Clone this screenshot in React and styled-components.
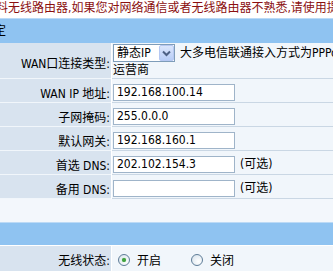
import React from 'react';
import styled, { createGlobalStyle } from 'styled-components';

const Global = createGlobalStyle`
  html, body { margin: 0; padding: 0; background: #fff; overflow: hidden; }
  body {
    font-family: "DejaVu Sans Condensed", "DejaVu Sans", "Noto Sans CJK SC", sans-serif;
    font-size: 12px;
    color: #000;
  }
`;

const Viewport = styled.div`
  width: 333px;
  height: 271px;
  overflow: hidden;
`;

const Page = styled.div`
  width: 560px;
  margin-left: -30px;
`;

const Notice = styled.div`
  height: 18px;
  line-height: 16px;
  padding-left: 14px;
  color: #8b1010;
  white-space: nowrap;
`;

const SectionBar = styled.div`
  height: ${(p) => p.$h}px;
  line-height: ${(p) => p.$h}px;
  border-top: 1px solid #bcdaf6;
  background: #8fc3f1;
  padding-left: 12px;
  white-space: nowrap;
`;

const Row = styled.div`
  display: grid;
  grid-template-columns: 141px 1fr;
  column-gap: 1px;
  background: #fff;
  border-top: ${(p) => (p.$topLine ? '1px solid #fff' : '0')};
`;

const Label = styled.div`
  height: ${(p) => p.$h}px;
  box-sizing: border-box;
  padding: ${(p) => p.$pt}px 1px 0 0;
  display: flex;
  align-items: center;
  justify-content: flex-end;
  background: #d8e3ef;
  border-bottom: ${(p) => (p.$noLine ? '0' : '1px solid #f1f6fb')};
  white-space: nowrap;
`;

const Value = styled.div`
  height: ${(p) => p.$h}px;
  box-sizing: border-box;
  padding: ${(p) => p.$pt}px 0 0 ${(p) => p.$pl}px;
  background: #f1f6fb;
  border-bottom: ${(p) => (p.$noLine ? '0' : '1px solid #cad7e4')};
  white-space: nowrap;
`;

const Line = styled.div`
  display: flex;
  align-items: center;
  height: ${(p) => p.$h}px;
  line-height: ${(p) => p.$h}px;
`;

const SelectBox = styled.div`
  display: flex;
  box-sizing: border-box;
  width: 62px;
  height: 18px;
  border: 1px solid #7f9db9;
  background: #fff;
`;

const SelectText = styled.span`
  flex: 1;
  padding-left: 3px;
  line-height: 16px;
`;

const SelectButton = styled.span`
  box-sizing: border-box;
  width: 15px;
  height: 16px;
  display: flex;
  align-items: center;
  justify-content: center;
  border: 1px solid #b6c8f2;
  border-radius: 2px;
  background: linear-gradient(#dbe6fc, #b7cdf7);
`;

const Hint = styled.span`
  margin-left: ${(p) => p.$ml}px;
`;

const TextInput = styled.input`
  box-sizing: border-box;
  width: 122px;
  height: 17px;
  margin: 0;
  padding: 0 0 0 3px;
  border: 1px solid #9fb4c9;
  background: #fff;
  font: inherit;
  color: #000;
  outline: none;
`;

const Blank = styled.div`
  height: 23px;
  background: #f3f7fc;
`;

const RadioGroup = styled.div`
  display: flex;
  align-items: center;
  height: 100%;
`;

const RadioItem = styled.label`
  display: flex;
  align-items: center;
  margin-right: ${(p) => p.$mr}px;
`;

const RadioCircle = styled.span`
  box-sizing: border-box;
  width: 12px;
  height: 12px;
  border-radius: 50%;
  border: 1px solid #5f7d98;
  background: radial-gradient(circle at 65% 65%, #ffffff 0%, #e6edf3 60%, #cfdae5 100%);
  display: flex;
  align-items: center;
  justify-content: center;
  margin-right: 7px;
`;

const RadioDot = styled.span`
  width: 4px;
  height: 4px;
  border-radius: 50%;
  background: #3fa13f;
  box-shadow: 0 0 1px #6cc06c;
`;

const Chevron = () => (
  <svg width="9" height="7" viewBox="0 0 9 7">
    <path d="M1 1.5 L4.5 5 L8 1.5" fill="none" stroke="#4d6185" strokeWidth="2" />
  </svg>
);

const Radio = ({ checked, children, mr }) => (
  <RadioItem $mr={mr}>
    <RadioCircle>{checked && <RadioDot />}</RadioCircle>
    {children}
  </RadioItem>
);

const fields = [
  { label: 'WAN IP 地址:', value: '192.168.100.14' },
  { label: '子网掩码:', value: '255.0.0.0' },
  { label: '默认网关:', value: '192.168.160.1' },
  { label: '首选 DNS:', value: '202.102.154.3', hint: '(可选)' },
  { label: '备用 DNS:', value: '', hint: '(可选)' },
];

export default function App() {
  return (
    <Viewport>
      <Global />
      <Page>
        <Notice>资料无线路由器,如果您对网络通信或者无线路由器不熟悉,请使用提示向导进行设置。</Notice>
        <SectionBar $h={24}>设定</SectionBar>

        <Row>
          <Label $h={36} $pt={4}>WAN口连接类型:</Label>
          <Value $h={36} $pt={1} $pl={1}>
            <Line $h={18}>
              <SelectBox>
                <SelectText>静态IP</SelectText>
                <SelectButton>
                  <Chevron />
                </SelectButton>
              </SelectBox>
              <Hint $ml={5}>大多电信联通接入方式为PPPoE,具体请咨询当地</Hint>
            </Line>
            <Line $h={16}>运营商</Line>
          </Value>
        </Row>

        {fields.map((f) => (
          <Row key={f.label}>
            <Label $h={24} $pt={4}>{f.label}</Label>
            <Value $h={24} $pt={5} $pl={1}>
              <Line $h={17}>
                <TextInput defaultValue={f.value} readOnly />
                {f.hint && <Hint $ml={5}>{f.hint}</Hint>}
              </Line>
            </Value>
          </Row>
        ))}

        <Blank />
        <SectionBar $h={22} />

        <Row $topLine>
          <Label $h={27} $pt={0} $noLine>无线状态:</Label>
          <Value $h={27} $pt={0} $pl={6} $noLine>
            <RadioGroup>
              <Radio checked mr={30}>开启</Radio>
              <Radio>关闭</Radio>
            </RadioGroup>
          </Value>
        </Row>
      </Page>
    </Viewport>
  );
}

◆ Exercise directions: Write out the whole listing again, exactly, with no pictures.

◆ Solved problem:
Clone this screenshot in React and styled-components.
import React from 'react';
import styled, { createGlobalStyle } from 'styled-components';

const Global = createGlobalStyle`
  html, body { margin: 0; padding: 0; background: #fff; overflow: hidden; }
  body {
    font-family: "DejaVu Sans Condensed", "DejaVu Sans", "Noto Sans CJK SC", sans-serif;
    font-size: 12px;
    color: #000;
  }
`;

const Viewport = styled.div`
  width: 333px;
  height: 271px;
  overflow: hidden;
`;

const Page = styled.div`
  width: 560px;
  margin-left: -30px;
`;

const Notice = styled.div`
  height: 18px;
  line-height: 16px;
  padding-left: 14px;
  color: #8b1010;
  white-space: nowrap;
`;

const SectionBar = styled.div`
  height: ${(p) => p.$h}px;
  line-height: ${(p) => p.$h}px;
  border-top: 1px solid #bcdaf6;
  background: #8fc3f1;
  padding-left: 12px;
  white-space: nowrap;
`;

const Row = styled.div`
  display: grid;
  grid-template-columns: 141px 1fr;
  column-gap: 1px;
  background: #fff;
  border-top: ${(p) => (p.$topLine ? '1px solid #fff' : '0')};
`;

const Label = styled.div`
  height: ${(p) => p.$h}px;
  box-sizing: border-box;
  padding: ${(p) => p.$pt}px 1px 0 0;
  display: flex;
  align-items: center;
  justify-content: flex-end;
  background: #d8e3ef;
  border-bottom: ${(p) => (p.$noLine ? '0' : '1px solid #f1f6fb')};
  white-space: nowrap;
`;

const Value = styled.div`
  height: ${(p) => p.$h}px;
  box-sizing: border-box;
  padding: ${(p) => p.$pt}px 0 0 ${(p) => p.$pl}px;
  background: #f1f6fb;
  border-bottom: ${(p) => (p.$noLine ? '0' : '1px solid #cad7e4')};
  white-space: nowrap;
`;

const Line = styled.div`
  display: flex;
  align-items: center;
  height: ${(p) => p.$h}px;
  line-height: ${(p) => p.$h}px;
`;

const SelectBox = styled.div`
  display: flex;
  box-sizing: border-box;
  width: 62px;
  height: 18px;
  border: 1px solid #7f9db9;
  background: #fff;
`;

const SelectText = styled.span`
  flex: 1;
  padding-left: 3px;
  line-height: 16px;
`;

const SelectButton = styled.span`
  box-sizing: border-box;
  width: 15px;
  height: 16px;
  display: flex;
  align-items: center;
  justify-content: center;
  border: 1px solid #b6c8f2;
  border-radius: 2px;
  background: linear-gradient(#dbe6fc, #b7cdf7);
`;

const Hint = styled.span`
  margin-left: ${(p) => p.$ml}px;
`;

const TextInput = styled.input`
  box-sizing: border-box;
  width: 122px;
  height: 17px;
  margin: 0;
  padding: 0 0 0 3px;
  border: 1px solid #9fb4c9;
  background: #fff;
  font: inherit;
  color: #000;
  outline: none;
`;

const Blank = styled.div`
  height: 23px;
  background: #f3f7fc;
`;

const RadioGroup = styled.div`
  display: flex;
  align-items: center;
  height: 100%;
`;

const RadioItem = styled.label`
  display: flex;
  align-items: center;
  margin-right: ${(p) => p.$mr}px;
`;

const RadioCircle = styled.span`
  box-sizing: border-box;
  width: 12px;
  height: 12px;
  border-radius: 50%;
  border: 1px solid #5f7d98;
  background: radial-gradient(circle at 65% 65%, #ffffff 0%, #e6edf3 60%, #cfdae5 100%);
  display: flex;
  align-items: center;
  justify-content: center;
  margin-right: 7px;
`;

const RadioDot = styled.span`
  width: 4px;
  height: 4px;
  border-radius: 50%;
  background: #3fa13f;
  box-shadow: 0 0 1px #6cc06c;
`;

const Chevron = () => (
  <svg width="9" height="7" viewBox="0 0 9 7">
    <path d="M1 1.5 L4.5 5 L8 1.5" fill="none" stroke="#4d6185" strokeWidth="2" />
  </svg>
);

const Radio = ({ checked, children, mr }) => (
  <RadioItem $mr={mr}>
    <RadioCircle>{checked && <RadioDot />}</RadioCircle>
    {children}
  </RadioItem>
);

const fields = [
  { label: 'WAN IP 地址:', value: '192.168.100.14' },
  { label: '子网掩码:', value: '255.0.0.0' },
  { label: '默认网关:', value: '192.168.160.1' },
  { label: '首选 DNS:', value: '202.102.154.3', hint: '(可选)' },
  { label: '备用 DNS:', value: '', hint: '(可选)' },
];

export default function App() {
  return (
    <Viewport>
      <Global />
      <Page>
        <Notice>资料无线路由器,如果您对网络通信或者无线路由器不熟悉,请使用提示向导进行设置。</Notice>
        <SectionBar $h={24}>设定</SectionBar>

        <Row>
          <Label $h={36} $pt={4}>WAN口连接类型:</Label>
          <Value $h={36} $pt={1} $pl={1}>
            <Line $h={18}>
              <SelectBox>
                <SelectText>静态IP</SelectText>
                <SelectButton>
                  <Chevron />
                </SelectButton>
              </SelectBox>
              <Hint $ml={5}>大多电信联通接入方式为PPPoE,具体请咨询当地</Hint>
            </Line>
            <Line $h={16}>运营商</Line>
          </Value>
        </Row>

        {fields.map((f) => (
          <Row key={f.label}>
            <Label $h={24} $pt={4}>{f.label}</Label>
            <Value $h={24} $pt={5} $pl={1}>
              <Line $h={17}>
                <TextInput defaultValue={f.value} readOnly />
                {f.hint && <Hint $ml={5}>{f.hint}</Hint>}
              </Line>
            </Value>
          </Row>
        ))}

        <Blank />
        <SectionBar $h={22} />

        <Row $topLine>
          <Label $h={27} $pt={0} $noLine>无线状态:</Label>
          <Value $h={27} $pt={0} $pl={6} $noLine>
            <RadioGroup>
              <Radio checked mr={30}>开启</Radio>
              <Radio>关闭</Radio>
            </RadioGroup>
          </Value>
        </Row>
      </Page>
    </Viewport>
  );
}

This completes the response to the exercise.